Friday, March 27, 2020

moment to movement

What do our hands offers learning? Some research has shown that we learn science more effectively (and it's remembered) when we learn hands-on, even when less breadth of material is covered.

I suggest a revolution in schooling to make use of concrete learning to a greater degree than we do now. The covid-19 epidemic is likely to divorce learning even more from concrete learning unless we can figure out how to become a channel for propelling kids to get off their digital devices and into the real world. Many years ago, a friend had suggested to me that my brains are in my hands, and that threw me for a loop. I realized he was right, and over the years became aware that was not only true for me, but for most others as well.

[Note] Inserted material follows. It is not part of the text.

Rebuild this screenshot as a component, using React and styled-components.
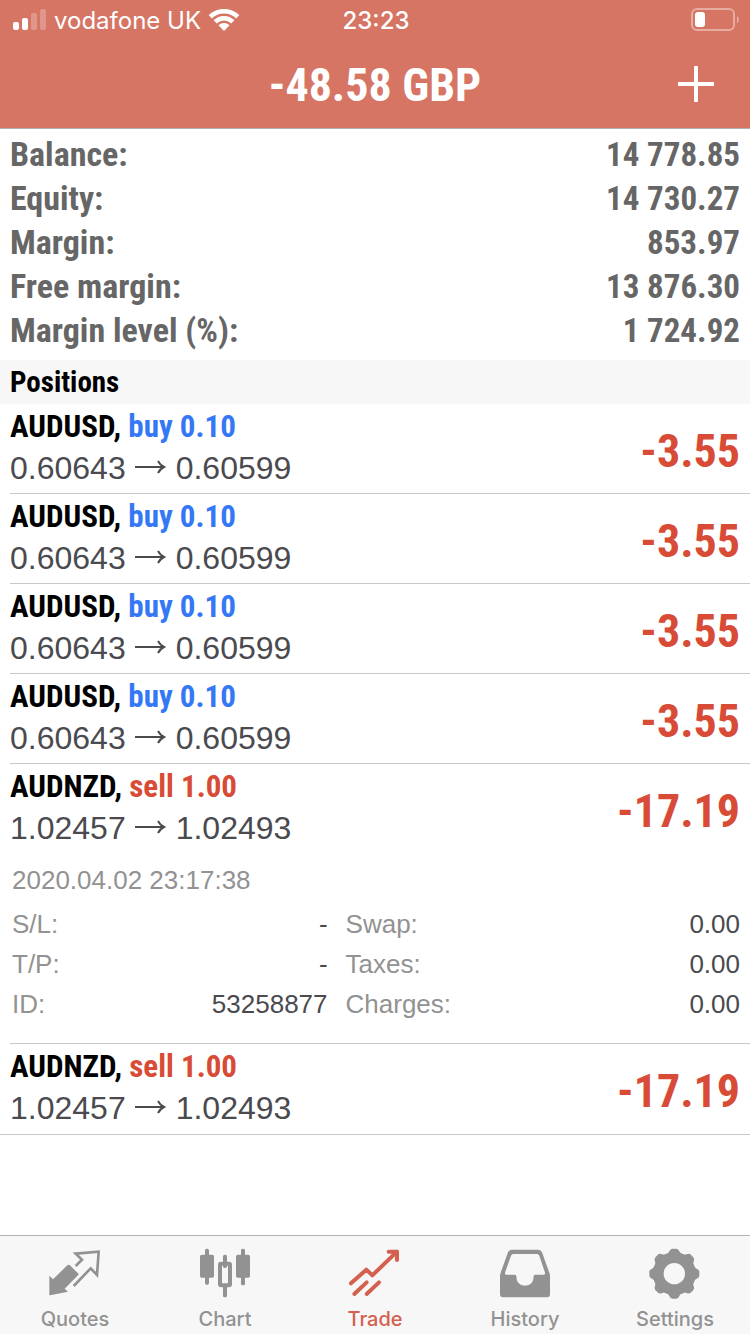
import { useState } from "react";
import styled, { createGlobalStyle } from "styled-components";

const GlobalStyle = createGlobalStyle`
    * {
        box-sizing: border-box;
    }

    body {
        margin: 0;
        background: #fff;
        font-family: "Liberation Sans", Arial, sans-serif;
    }

    button {
        border: 0;
        padding: 0;
        background: none;
        color: inherit;
        font: inherit;
        text-align: left;
        cursor: pointer;
    }
`

const condensed = `
    font-family: "Roboto Condensed", "Arial Narrow", sans-serif;
    font-weight: bold;
`

const Screen = styled.div`
    display: flex;
    flex-direction: column;
    min-height: 100vh;
`

const Header = styled.header`
    background: #d67564;
    border-bottom: 1px solid #b2aeac;
    color: #fff;
`

const StatusBar = styled.div`
    display: grid;
    grid-template-columns: 1fr auto 1fr;
    align-items: center;
    height: 40px;
    padding: 0 11px 0 13px;
    font-family: Inter, sans-serif;
    font-size: 24px;
`

const Carrier = styled.div`
    display: flex;
    align-items: center;
    gap: 8px;
`

const Clock = styled.time`
    font-weight: 500;
`

const Battery = styled.div`
    display: flex;
    justify-content: flex-end;
`

const TitleBar = styled.div`
    display: grid;
    grid-template-columns: 1fr auto 1fr;
    align-items: center;
    height: 88px;
    padding: 0 36px;
`

const Title = styled.h1`
    grid-column: 2;
    margin: 0;
    padding-top: 2px;
    ${condensed}
    font-size: 46px;
    line-height: 56px;
`

const AddButton = styled.button`
    justify-self: end;
    display: flex;
`

const Summary = styled.dl`
    margin: 0;
    padding: 3px 10px 8px;
    ${condensed}
    font-size: 34px;
    line-height: 44px;
    color: #666;
`

const SummaryRow = styled.div`
    display: flex;
    justify-content: space-between;
    align-items: baseline;
    height: 44px;
`

const Value = styled.dd`
    margin: 0;
`

const Amount = styled(Value)`
    font-size: 33px;
`

const SectionTitle = styled.h2`
    margin: 0;
    padding: 0 10px;
    background: #f7f7f7;
    ${condensed}
    font-size: 29px;
    line-height: 44px;
`

const PositionList = styled.ul`
    margin: 0;
    padding: 0 0 1px;
    list-style: none;
    border-bottom: 1px solid #c8c7cc;
`

const PositionItem = styled.li`
    margin-left: 10px;

    & + & {
        border-top: 1px solid #c8c7cc;
    }
`

const PositionButton = styled.button`
    display: flex;
    justify-content: space-between;
    align-items: center;
    width: 100%;
    padding: 3px 10px 3px 0;
`

const Deal = styled.div`
    ${condensed}
    font-size: 31px;
    line-height: 40px;
    color: #000;
`

const Side = styled.span`
    color: ${(props) => (props.$side === "buy" ? "#3478f6" : "#d84b36")};
`

const Prices = styled.div`
    display: flex;
    align-items: center;
    gap: 9px;
    font-size: 32px;
    line-height: 43px;
    color: #4a4a4f;
`

const Profit = styled.div`
    padding-top: 4px;
    ${condensed}
    font-size: 46px;
    line-height: 56px;
    color: #d84b36;
`

const Details = styled.div`
    padding: 7px 10px 19px 2px;
    font-size: 26px;
    line-height: 40px;
    color: #929292;
`

const DetailGrid = styled.dl`
    display: grid;
    grid-template-columns: 4fr 5fr;
    column-gap: 18px;
    margin: 4px 0 0;
`

const DetailRow = styled.div`
    display: flex;
    justify-content: space-between;

    dd {
        color: #4a4a4f;
    }
`

const TabBar = styled.nav`
    display: flex;
    margin-top: auto;
    border-top: 1px solid #b2b2b2;
    background: #f7f7f7;
`

const Tab = styled.a`
    flex: 1;
    display: flex;
    flex-direction: column;
    align-items: center;
    gap: 6px;
    padding: 12px 0 2px;
    color: ${(props) => (props.$active ? "#d4604f" : "#929292")};
    font-family: Inter, sans-serif;
    font-size: 20px;
    font-weight: 500;
    line-height: 26px;
    text-decoration: none;
`

const TabIcon = styled.svg`
    width: 52px;
    height: 52px;
    fill: currentColor;
`

function SignalIcon() {
    return (
        <svg width="33" height="22" viewBox="0 0 33 22" fill="#fff">
            <rect x="0" y="13" width="6" height="8" rx="2" />
            <rect x="9" y="9" width="6" height="12" rx="2" />
            <rect x="18" y="4" width="6" height="17" rx="2" opacity="0.25" />
            <rect x="27" y="0" width="6" height="21" rx="2" opacity="0.25" />
        </svg>
    )
}

function WifiIcon() {
    return (
        <svg width="30" height="22" viewBox="0 0 30 22" fill="none" stroke="#fff" strokeWidth="4.6">
            <path d="M1.300 7.800a19.700 19.700 0 0 1 27.400 0" />
            <path d="M6.200 12.900a12.600 12.600 0 0 1 17.600 0" />
            <path d="M15 22l-5.500-5.700a8 8 0 0 1 11 0z" fill="#fff" stroke="none" />
        </svg>
    )
}

function BatteryIcon() {
    return (
        <svg width="48" height="24" viewBox="0 0 48 24">
            <rect x="1" y="1" width="42" height="21" rx="5" fill="none" stroke="#fff" strokeOpacity="0.4" strokeWidth="2" />
            <rect x="4" y="4" width="10" height="15" rx="3" fill="#fff" />
            <path d="M46 8c2.500 1.500 2.500 6 0 7z" fill="#fff" opacity="0.4" />
        </svg>
    )
}

function PlusIcon() {
    return (
        <svg width="36" height="36" viewBox="0 0 36 36" stroke="#fff" strokeWidth="4">
            <path d="M18 0v36M0 18h36" />
        </svg>
    )
}

function ArrowIcon() {
    return (
        <svg width="32" height="18" viewBox="0 0 32 18" fill="none" stroke="currentColor" strokeWidth="2" role="img" aria-label="to">
            <path d="M0 7h29M23 1q2 4 6 6-4 2-6 6" />
        </svg>
    )
}

function QuotesIcon() {
    return (
        <TabIcon viewBox="0 0 156 156">
            <path d="M1 83l11 11 43-42q4-4 8 0l24 24q3 3 0 6l-40 40 10 9-54 11q-2 0-2-2z" />
            <path d="M80 54l19-19-19-18 69-6-5 70-19-20-51 53" fill="none" stroke="currentColor" strokeWidth="8" />
        </TabIcon>
    )
}

function ChartIcon() {
    return (
        <TabIcon viewBox="0 0 156 156">
            <rect x="18" y="2" width="12" height="108" rx="5" />
            <rect x="3" y="20" width="42" height="69" rx="5" />
            <rect x="72" y="20" width="12" height="40" rx="5" />
            <rect x="72" y="110" width="12" height="38" rx="5" />
            <rect x="63" y="47" width="30" height="65" rx="3" fill="none" stroke="currentColor" strokeWidth="12" />
            <rect x="126" y="2" width="12" height="110" rx="5" />
            <rect x="111" y="20" width="42" height="69" rx="5" />
        </TabIcon>
    )
}

function TradeIcon() {
    return (
        <TabIcon viewBox="0 0 156 156">
            <g fill="none" stroke="currentColor" strokeWidth="12" strokeLinecap="round" strokeLinejoin="round">
                <path d="M6 106l46-41 18 17 74-71M119 11h25v25" />
                <path d="M16 138l37-35M53 138l37-35" />
            </g>
        </TabIcon>
    )
}

function HistoryIcon() {
    return (
        <TabIcon viewBox="0 0 156 156">
            <path
                fillRule="evenodd"
                d="M38 5h80q8 0 11 8l22 61q2 5 2 10v55q0 9-9 9H12q-9 0-9-9V84q0-5 2-10L27 13q3-8 11-8zM43 18q-5 0-7 5L18 74q-2 6 4 6h26q4 0 4 5 0 28 26 28t26-28q0-5 4-5h26q6 0 4-6l-17-51q-2-5-7-5z"
            />
        </TabIcon>
    )
}

function SettingsIcon() {
    return (
        <TabIcon viewBox="0 0 156 156">
            <circle cx="76" cy="77" r="48" fill="none" stroke="currentColor" strokeWidth="32" />
            {[0, 45, 90, 135, 180, 225, 270, 315].map((angle) => (
                <path
                    key={angle}
                    transform={`rotate(${angle} 76 77)`}
                    d="M51 19q7-2 10-9 3-8 9-8h12q6 0 9 8 3 7 10 9z"
                />
            ))}
        </TabIcon>
    )
}

const account = [
    ["Balance:", "14 778.85"],
    ["Equity:", "14 730.27"],
    ["Margin:", "853.97"],
    ["Free margin:", "13 876.30"],
    ["Margin level (%):", "1 724.92"],
]

const audusd = { symbol: "AUDUSD", side: "buy", volume: "0.10", open: "0.60643", current: "0.60599", profit: "-3.55" }
const audnzd = { symbol: "AUDNZD", side: "sell", volume: "1.00", open: "1.02457", current: "1.02493", profit: "-17.19" }

const positions = [
    { id: 1, ...audusd },
    { id: 2, ...audusd },
    { id: 3, ...audusd },
    { id: 4, ...audusd },
    {
        id: 5,
        ...audnzd,
        time: "2020.04.02 23:17:38",
        details: [
            ["S/L:", "-"],
            ["Swap:", "0.00"],
            ["T/P:", "-"],
            ["Taxes:", "0.00"],
            ["ID:", "53258877"],
            ["Charges:", "0.00"],
        ],
    },
    { id: 6, ...audnzd },
]

const tabs = [
    { label: "Quotes", icon: QuotesIcon },
    { label: "Chart", icon: ChartIcon },
    { label: "Trade", icon: TradeIcon },
    { label: "History", icon: HistoryIcon },
    { label: "Settings", icon: SettingsIcon },
]

function Position({ position, open, onToggle }) {
    return (
        <PositionItem>
            <PositionButton type="button" aria-expanded={open} onClick={onToggle}>
                <div>
                    <Deal>
                        {position.symbol}, <Side $side={position.side}>{position.side} {position.volume}</Side>
                    </Deal>
                    <Prices>
                        <span>{position.open}</span>
                        <ArrowIcon />
                        <span>{position.current}</span>
                    </Prices>
                </div>
                <Profit>{position.profit}</Profit>
            </PositionButton>
            {open && position.details && (
                <Details>
                    <time>{position.time}</time>
                    <DetailGrid>
                        {position.details.map(([label, value]) => (
                            <DetailRow key={label}>
                                <dt>{label}</dt>
                                <Value>{value}</Value>
                            </DetailRow>
                        ))}
                    </DetailGrid>
                </Details>
            )}
        </PositionItem>
    )
}

export default function App() {
    const [openId, setOpenId] = useState(5)
    const [active, setActive] = useState("Trade")

    return (
        <Screen>
            <GlobalStyle />
            <Header>
                <StatusBar>
                    <Carrier>
                        <SignalIcon />
                        <span>vodafone UK</span>
                        <WifiIcon />
                    </Carrier>
                    <Clock>23:23</Clock>
                    <Battery>
                        <BatteryIcon />
                    </Battery>
                </StatusBar>
                <TitleBar>
                    <Title>-48.58 GBP</Title>
                    <AddButton type="button" aria-label="New order">
                        <PlusIcon />
                    </AddButton>
                </TitleBar>
            </Header>
            <main>
                <Summary>
                    {account.map(([label, value]) => (
                        <SummaryRow key={label}>
                            <dt>{label}</dt>
                            <Amount>{value}</Amount>
                        </SummaryRow>
                    ))}
                </Summary>
                <SectionTitle>Positions</SectionTitle>
                <PositionList>
                    {positions.map((position) => (
                        <Position
                            key={position.id}
                            position={position}
                            open={openId === position.id}
                            onToggle={() => setOpenId(openId === position.id ? null : position.id)}
                        />
                    ))}
                </PositionList>
            </main>
            <TabBar>
                {tabs.map(({ label, icon: Icon }) => (
                    <Tab
                        key={label}
                        href={`#${label.toLowerCase()}`}
                        $active={active === label}
                        aria-current={active === label ? "page" : undefined}
                        onClick={() => setActive(label)}
                    >
                        <Icon />
                        <span>{label}</span>
                    </Tab>
                ))}
            </TabBar>
        </Screen>
    )
}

I would urge all teachers and all students, even those in academic subjects to thoroughly examine their own learning experience sand particularly those a-ha life changing moments that brought them to an extreme interest in a particular subject area, and assess how deeply their hands were engaged at the time. Were they doing something real, were they out in a real place, and did they connect what they were learning with actual real world experience? I believe effective learning for all of us, must involve engagement in reality. And where the hands and mind are equally engaged, the heart follows. 

This is what I try to write about in this blog. So let's see how we can build this moment into a movement. There's a real world out there folks. Let's examine it hands-on and learn from it, and build a better world from what we've learned.

In the meantime, I'm working on boxes and trying to figure out how to get tools and materials distributed safely to our kids. Thanks, Dana,  for the ostrich. You can discover such cool things when you're paying attention to wood.

Make, fix and create. Assist others in learning lifewise.